Это не просто лаборатория по поиску сладкозвучных сочетаний, но работа, направленная на истребление сюжетного вымысла («фантастика фабулы») и превращение самих слов в действующих лиц, переживающих фантастические коллизии наподобие лабораторных животных: «Слова дергаются, скачут, распадаются, срастаются» (12)[326]. Крученых у Третьякова оказывается наследником Базарова и противником Тургенева, аттестуется работником новой отрасли литературного позитивизма – поэтической рефлексологии. Анализируя стихотворение «Рефлекс слов» из книги «Заумники», Третьяков задается вопросом и о техническом обеспечении этой лаборатории:

<…> граф-то возник во второй части стиха не потому ли, что его родил «радио-телеграф» первого абзаца? Так логика фабулы жизнеподобной заменяется логикой звуков и чувств (10).

Радиотелеграф порождает графа, возможно, не только по законам паронимической аттракции, но и по причине плохой слышимости еще несовершенных новых медиа (например, того самого радио), необходимости адаптации лингвистических изобретений к их аппаратным возможностям – в частности сокращениям, как уже отмечал Арватов («Необходимо было наличие пластичности слов, чтобы телеграф мог дать практическую форму „главковерха“»), и механизации грамматики, как отмечал Винокур в отношении газет. Логика фабулы жизнеподобной заменяется логикой звуков и чувств, но при этом последняя теперь опосредуется технологиями, используемыми в жизненном быту. Отход от жизненной реальности осуществляется с целью обнаружить реальность на уровне жизни чувств – слуха, зрения и восприятия в целом, обусловленного теперь медиатехниками.

Возможно, именно это «реалистическое» обстоятельство, приближенный к технической реальности характер зауми заставляет Третьякова причислять Крученых к литературному позитивизму, утверждая, что он «был достаточно реалист и враг символистическому сахарину» (7)[327]. Наконец, следует и более точное профессионально-техническое определение:

На огромном словопрокатном заводе современной поэзии не может не быть литейного цеха, где расплавляется и химически анализируется весь словесный лом и ржа для того, чтобы затем, пройдя через другие отделения, сверкнуть светлою сталью – режущей и упругой. И роль такой словоплавильни играет Крученых со своей группой заумников (17)[328].

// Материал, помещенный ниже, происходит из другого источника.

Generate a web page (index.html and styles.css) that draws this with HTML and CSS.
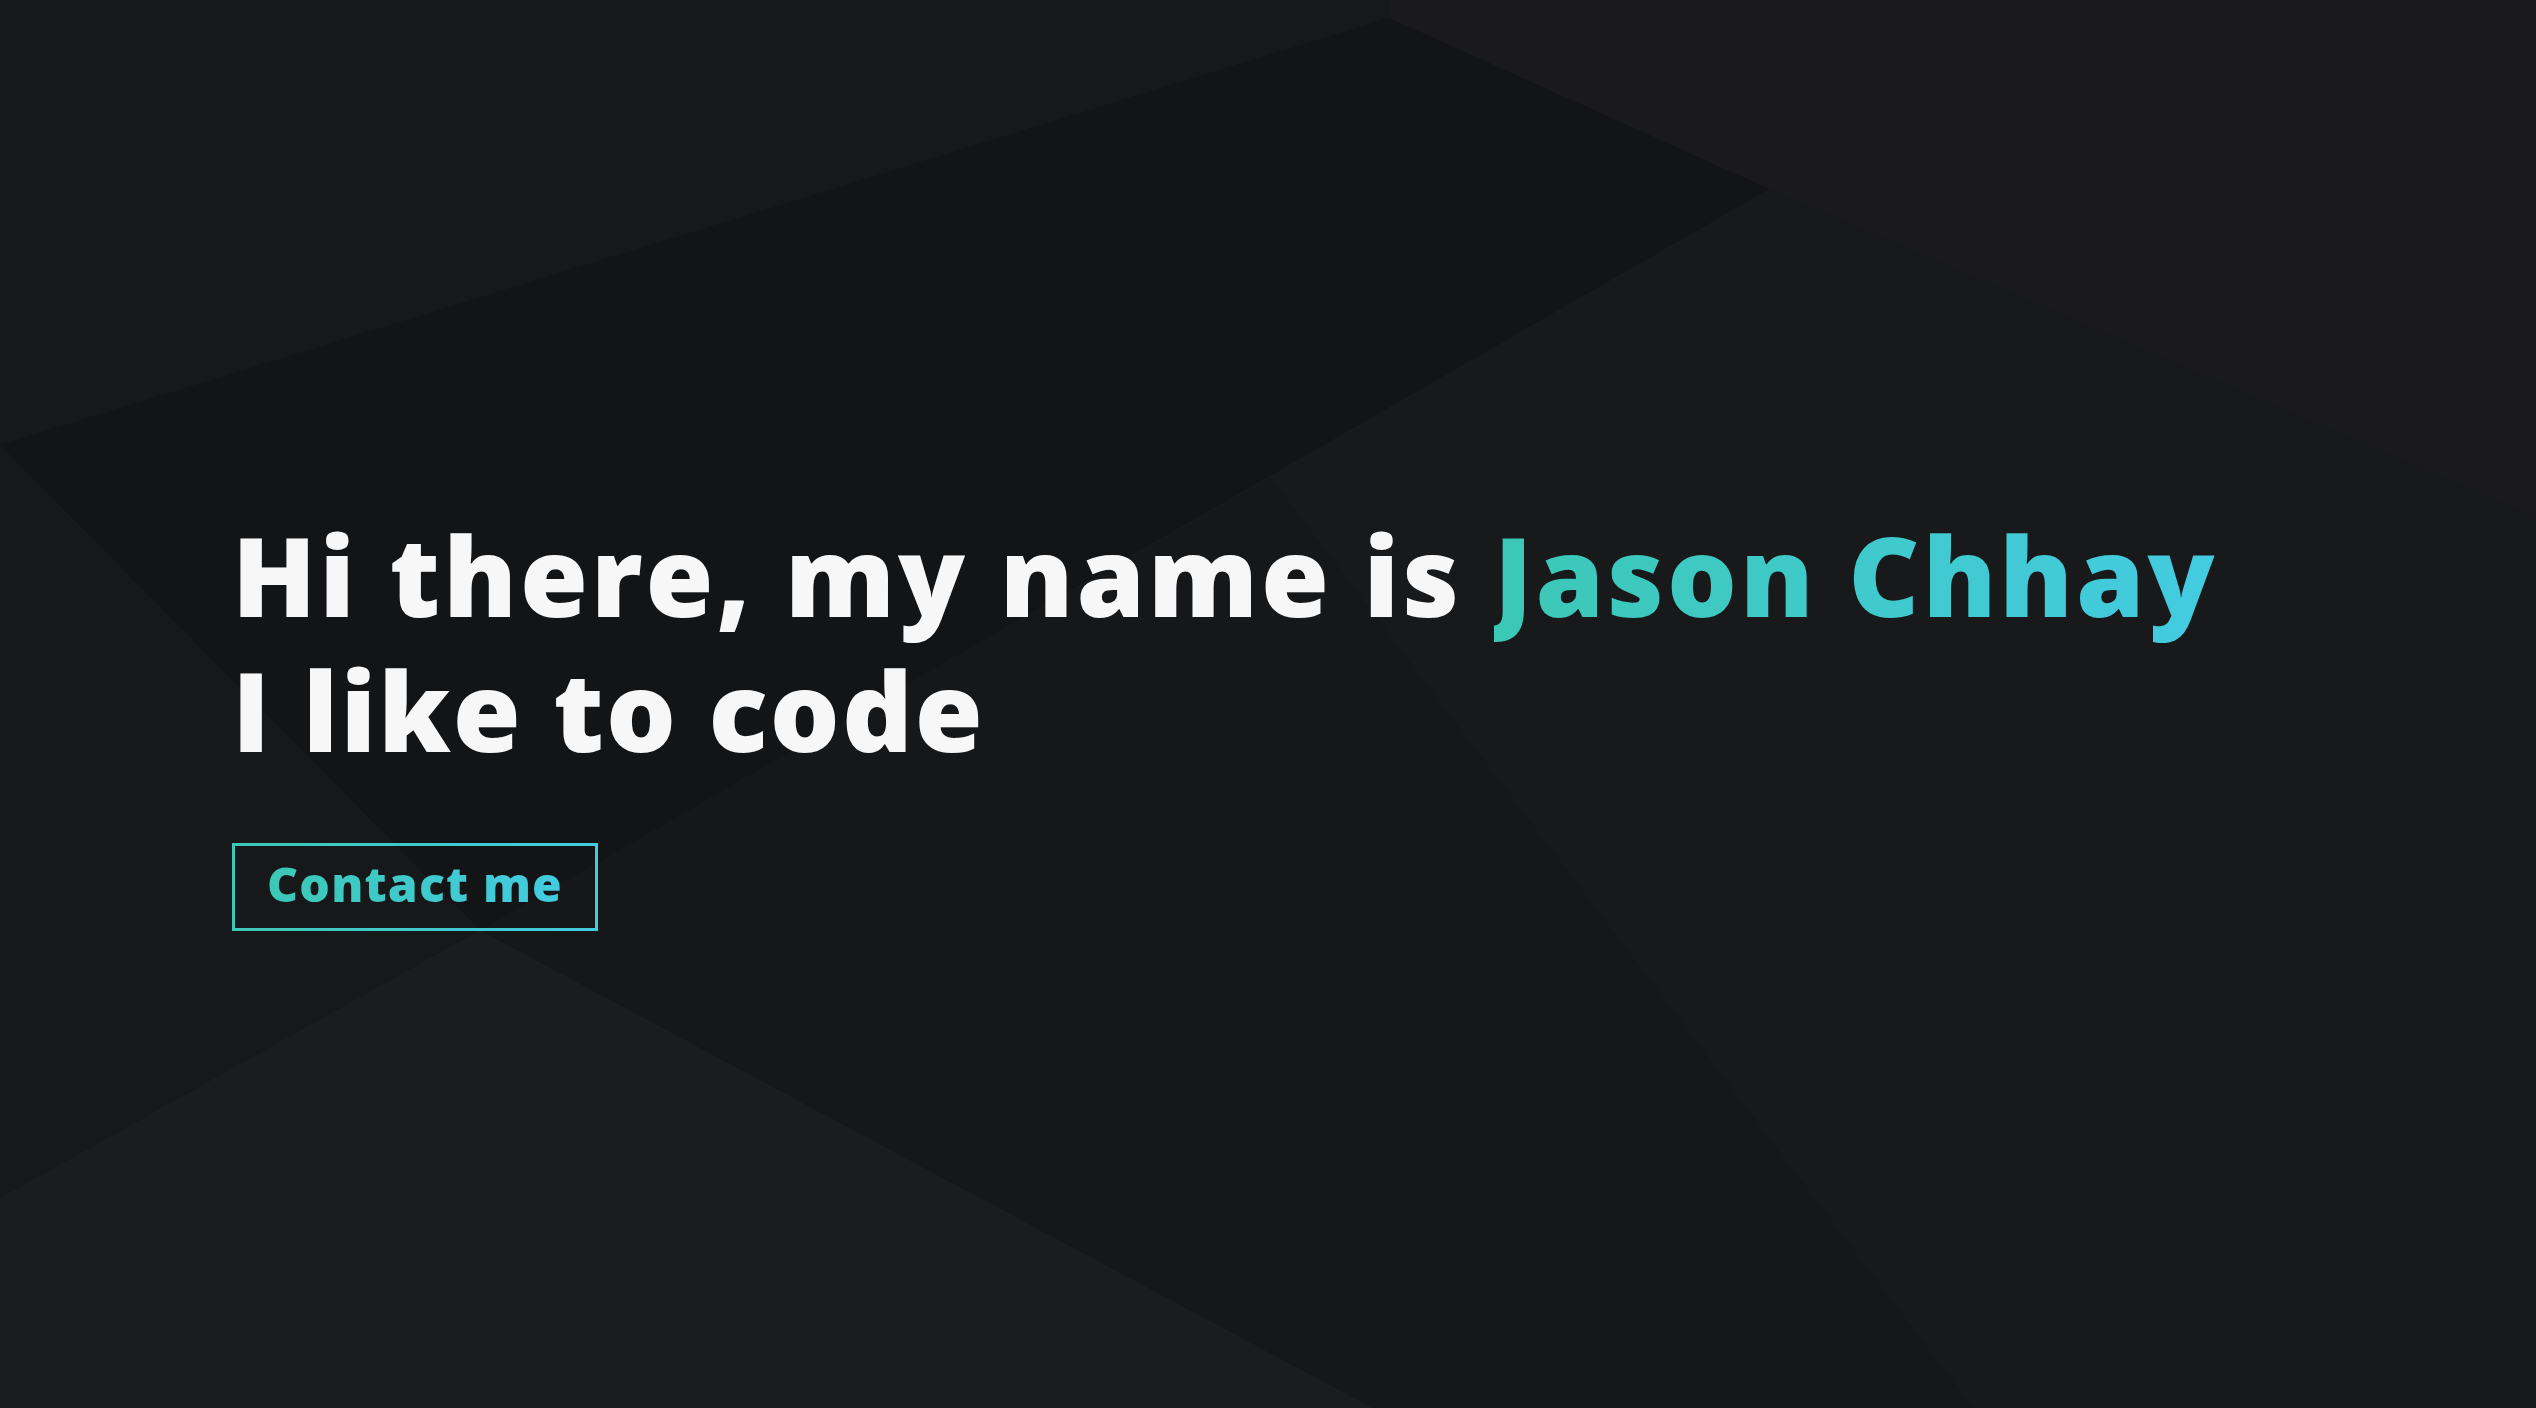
FILE: index.html
```html
<!DOCTYPE html>
<html lang="en">
<head>
<meta charset="utf-8">
<title>Jason Chhay</title>
<link rel="stylesheet" href="styles.css">
</head>
<body>
<div class="page">
  <svg class="backdrop" viewBox="0 0 2536 1408" preserveAspectRatio="none" aria-hidden="true">
    <rect x="0" y="0" width="2536" height="1408" fill="#18191b"/>
    <polygon points="0,0 1389,0 1389,18 0,445" fill="#17181a"/>
    <polygon points="1389,0 2536,0 2536,517 1769,189 1389,18" fill="#1a1a1c"/>
    <polygon points="0,445 1389,18 1769,189 480,930" fill="#131416"/>
    <polygon points="0,445 480,930 0,1198" fill="#17181a"/>
    <polygon points="0,1198 480,930 1373,1408 0,1408" fill="#1b1c1e"/>
    <polygon points="480,930 1271,478 1973,1408 1373,1408" fill="#161719"/>
  </svg>
  <main class="hero">
    <h1 class="headline"><span class="line">Hi there, my name is <span class="accent">Jason Chhay</span></span><span class="line line-second">I like to code</span></h1>
    <a class="contact-btn" href="#contact"><span class="accent">Contact me</span></a>
  </main>
</div>
</body>
</html>
```

FILE: styles.css
```css
* { box-sizing: border-box; }

html, body {
  margin: 0;
  padding: 0;
  height: 100%;
}

body {
  background: #18191b;
  font-family: "Open Sans", "Lato", "Liberation Sans", sans-serif;
  overflow: hidden;
}

.page {
  position: relative;
  width: 100%;
  height: 100vh;
}

.backdrop {
  position: absolute;
  inset: 0;
  width: 100%;
  height: 100%;
  display: block;
}

.hero {
  position: relative;
  display: flex;
  flex-direction: column;
  align-items: flex-start;
  padding: 507px 0 0 232px;
}

.headline {
  margin: 0;
  display: flex;
  flex-direction: column;
  color: #f7f7f7;
  font-weight: 800;
  font-size: 110px;
  line-height: 135px;
  letter-spacing: 3px;
}

.line {
  display: block;
  white-space: nowrap;
}

.line-second {
  letter-spacing: 2px;
}

.accent {
  background: linear-gradient(90deg, #3cc8b6 0%, #43cbe1 100%);
  -webkit-background-clip: text;
  background-clip: text;
  color: transparent;
}

.contact-btn {
  margin-top: 66px;
  display: inline-block;
  width: 366px;
  text-align: center;
  padding: 14px 0 20px;
  font-size: 48px;
  line-height: 48px;
  font-weight: 800;
  letter-spacing: 1.2px;
  text-decoration: none;
  border: 3px solid;
  border-image: linear-gradient(90deg, #3cc8b6, #43cbe1) 1;
}
```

Не в меньшей степени, чем определения роли «химической лаборатории» Крученых, это касается и характера всей современной поэзии, которая тем самым оказывается «словопрокатным заводом». Как мы увидим дальше, в программе ЛЕФа слово как таковое не отрицается, но переживает индустриализацию и поступает на службу – уже не революции языка, а производственной (ре)конструкции быта, где слова оказываются не самоценными объектами, а только инструментами для преобразования жизни. Развивая заводскую фразеологию, Третьяков пишет в предисловии к собственной книге стихов:

Стихи – только словосплавочная лаборатория, мастерская, где гнется, режется, клепается, сваривается и свинчивается металл слова. Все равно в конце концов слово должно будет уйти за пределы стихов и стать той же частью подлинной жизни, как взмах кайлом, как поцелуй, как ломоть хлеба. Тогда умрут окончательно стихи, потому что повседневная речь людей станет великолепнейшим непрерывно длящимся стихотворением[329].

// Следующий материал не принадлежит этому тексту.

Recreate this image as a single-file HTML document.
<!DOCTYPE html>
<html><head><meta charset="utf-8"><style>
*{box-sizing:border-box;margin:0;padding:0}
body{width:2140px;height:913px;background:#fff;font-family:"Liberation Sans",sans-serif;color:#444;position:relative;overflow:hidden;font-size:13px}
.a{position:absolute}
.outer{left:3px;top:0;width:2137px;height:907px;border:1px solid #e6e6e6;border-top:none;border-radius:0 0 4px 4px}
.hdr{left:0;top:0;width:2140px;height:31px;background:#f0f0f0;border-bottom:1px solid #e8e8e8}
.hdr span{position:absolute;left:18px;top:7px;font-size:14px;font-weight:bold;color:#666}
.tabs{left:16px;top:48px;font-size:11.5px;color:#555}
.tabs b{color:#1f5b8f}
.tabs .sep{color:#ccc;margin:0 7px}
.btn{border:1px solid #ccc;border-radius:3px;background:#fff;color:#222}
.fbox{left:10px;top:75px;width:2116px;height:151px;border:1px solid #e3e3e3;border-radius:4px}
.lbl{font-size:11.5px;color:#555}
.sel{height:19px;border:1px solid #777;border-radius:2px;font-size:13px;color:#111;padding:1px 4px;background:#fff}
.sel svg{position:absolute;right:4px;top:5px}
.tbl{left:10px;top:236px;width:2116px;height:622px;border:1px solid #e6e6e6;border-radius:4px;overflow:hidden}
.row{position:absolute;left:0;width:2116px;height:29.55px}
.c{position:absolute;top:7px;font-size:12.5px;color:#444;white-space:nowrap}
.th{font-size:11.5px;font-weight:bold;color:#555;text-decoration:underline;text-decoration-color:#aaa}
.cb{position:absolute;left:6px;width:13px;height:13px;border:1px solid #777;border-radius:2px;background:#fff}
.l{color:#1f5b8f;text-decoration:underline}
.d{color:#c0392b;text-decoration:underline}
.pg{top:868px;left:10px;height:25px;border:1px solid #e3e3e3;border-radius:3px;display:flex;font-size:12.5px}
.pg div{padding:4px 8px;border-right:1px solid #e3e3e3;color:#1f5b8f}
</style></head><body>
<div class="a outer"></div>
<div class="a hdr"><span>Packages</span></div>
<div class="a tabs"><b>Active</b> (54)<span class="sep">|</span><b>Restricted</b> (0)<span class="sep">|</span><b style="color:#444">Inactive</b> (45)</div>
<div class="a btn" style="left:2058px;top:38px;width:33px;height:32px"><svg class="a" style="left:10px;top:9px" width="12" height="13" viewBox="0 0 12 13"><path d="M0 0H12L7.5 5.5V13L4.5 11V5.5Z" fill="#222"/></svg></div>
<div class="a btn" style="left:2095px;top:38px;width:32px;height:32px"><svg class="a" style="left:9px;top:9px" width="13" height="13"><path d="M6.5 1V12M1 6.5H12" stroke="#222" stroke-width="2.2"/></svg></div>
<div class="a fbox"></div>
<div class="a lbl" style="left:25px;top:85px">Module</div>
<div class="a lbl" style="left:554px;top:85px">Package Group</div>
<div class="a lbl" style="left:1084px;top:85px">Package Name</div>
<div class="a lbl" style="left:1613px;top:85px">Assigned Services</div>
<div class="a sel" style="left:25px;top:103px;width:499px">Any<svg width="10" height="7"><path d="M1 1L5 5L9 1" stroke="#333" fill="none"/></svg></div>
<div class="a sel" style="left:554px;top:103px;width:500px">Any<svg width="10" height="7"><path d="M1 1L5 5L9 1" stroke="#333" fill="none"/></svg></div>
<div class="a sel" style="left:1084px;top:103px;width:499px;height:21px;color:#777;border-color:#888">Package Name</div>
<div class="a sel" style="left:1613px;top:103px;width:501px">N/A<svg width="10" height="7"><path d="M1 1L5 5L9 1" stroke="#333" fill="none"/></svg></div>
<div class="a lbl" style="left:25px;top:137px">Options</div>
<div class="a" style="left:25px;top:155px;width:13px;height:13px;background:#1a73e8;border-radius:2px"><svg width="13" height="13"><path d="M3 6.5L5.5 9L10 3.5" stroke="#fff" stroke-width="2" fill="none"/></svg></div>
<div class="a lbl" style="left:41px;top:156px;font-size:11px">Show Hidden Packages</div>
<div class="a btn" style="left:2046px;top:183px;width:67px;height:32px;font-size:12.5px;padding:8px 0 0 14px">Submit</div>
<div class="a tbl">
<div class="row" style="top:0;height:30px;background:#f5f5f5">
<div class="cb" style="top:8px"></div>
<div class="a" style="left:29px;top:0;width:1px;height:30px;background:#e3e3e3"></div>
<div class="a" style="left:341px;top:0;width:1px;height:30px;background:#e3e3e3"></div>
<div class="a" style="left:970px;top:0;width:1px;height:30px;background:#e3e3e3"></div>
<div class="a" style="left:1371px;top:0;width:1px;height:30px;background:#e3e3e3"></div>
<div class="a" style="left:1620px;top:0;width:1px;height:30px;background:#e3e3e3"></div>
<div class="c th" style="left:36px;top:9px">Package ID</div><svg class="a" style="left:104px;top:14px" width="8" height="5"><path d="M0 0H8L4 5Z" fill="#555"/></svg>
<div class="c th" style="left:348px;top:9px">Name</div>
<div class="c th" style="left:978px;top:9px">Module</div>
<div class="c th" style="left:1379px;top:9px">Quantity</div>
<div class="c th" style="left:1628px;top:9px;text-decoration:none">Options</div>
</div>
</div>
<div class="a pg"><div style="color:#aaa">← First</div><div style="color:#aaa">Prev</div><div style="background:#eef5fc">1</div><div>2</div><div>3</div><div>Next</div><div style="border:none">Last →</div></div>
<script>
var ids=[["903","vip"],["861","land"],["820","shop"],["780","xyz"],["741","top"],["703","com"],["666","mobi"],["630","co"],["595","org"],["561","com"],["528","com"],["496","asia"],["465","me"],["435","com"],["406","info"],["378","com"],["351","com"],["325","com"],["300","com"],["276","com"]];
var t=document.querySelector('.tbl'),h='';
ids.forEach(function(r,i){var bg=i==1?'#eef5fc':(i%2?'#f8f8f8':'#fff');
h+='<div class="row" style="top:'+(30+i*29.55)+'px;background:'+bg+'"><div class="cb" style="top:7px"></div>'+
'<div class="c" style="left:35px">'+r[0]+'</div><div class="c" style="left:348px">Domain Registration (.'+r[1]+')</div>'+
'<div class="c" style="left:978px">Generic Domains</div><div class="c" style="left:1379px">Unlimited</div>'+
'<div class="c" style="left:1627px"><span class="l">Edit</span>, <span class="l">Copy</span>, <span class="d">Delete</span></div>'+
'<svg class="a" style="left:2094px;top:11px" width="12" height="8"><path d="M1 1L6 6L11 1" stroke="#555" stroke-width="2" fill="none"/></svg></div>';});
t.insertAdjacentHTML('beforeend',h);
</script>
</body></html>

«Груды согласных рвут гортань»: первые психотехнические эксперименты

Сам Третьяков начинает с типично футуристической модели не только письма, но и писательской субъективности: как поэт-футурист, акцентирующий субъективную поэтическую оптику. В год своего последнего оригинального поэтического сборника[330] и год спустя после подписания художниками ИНХУКа манифеста «производственного искусства»[331], Третьяков оказывается в Москве и вскоре активно вовлекается в работу начавшего выходить «ЛЕФа». В первом выпуске журнала только что вернувшийся с Дальнего Востока поэт публикует наряду с финалом поэмы «17–19-21» статью «Откуда и куда? (перспективы футуризма)», в которой отмечает, что «в словесном искусстве производственная теория только намечена»[332].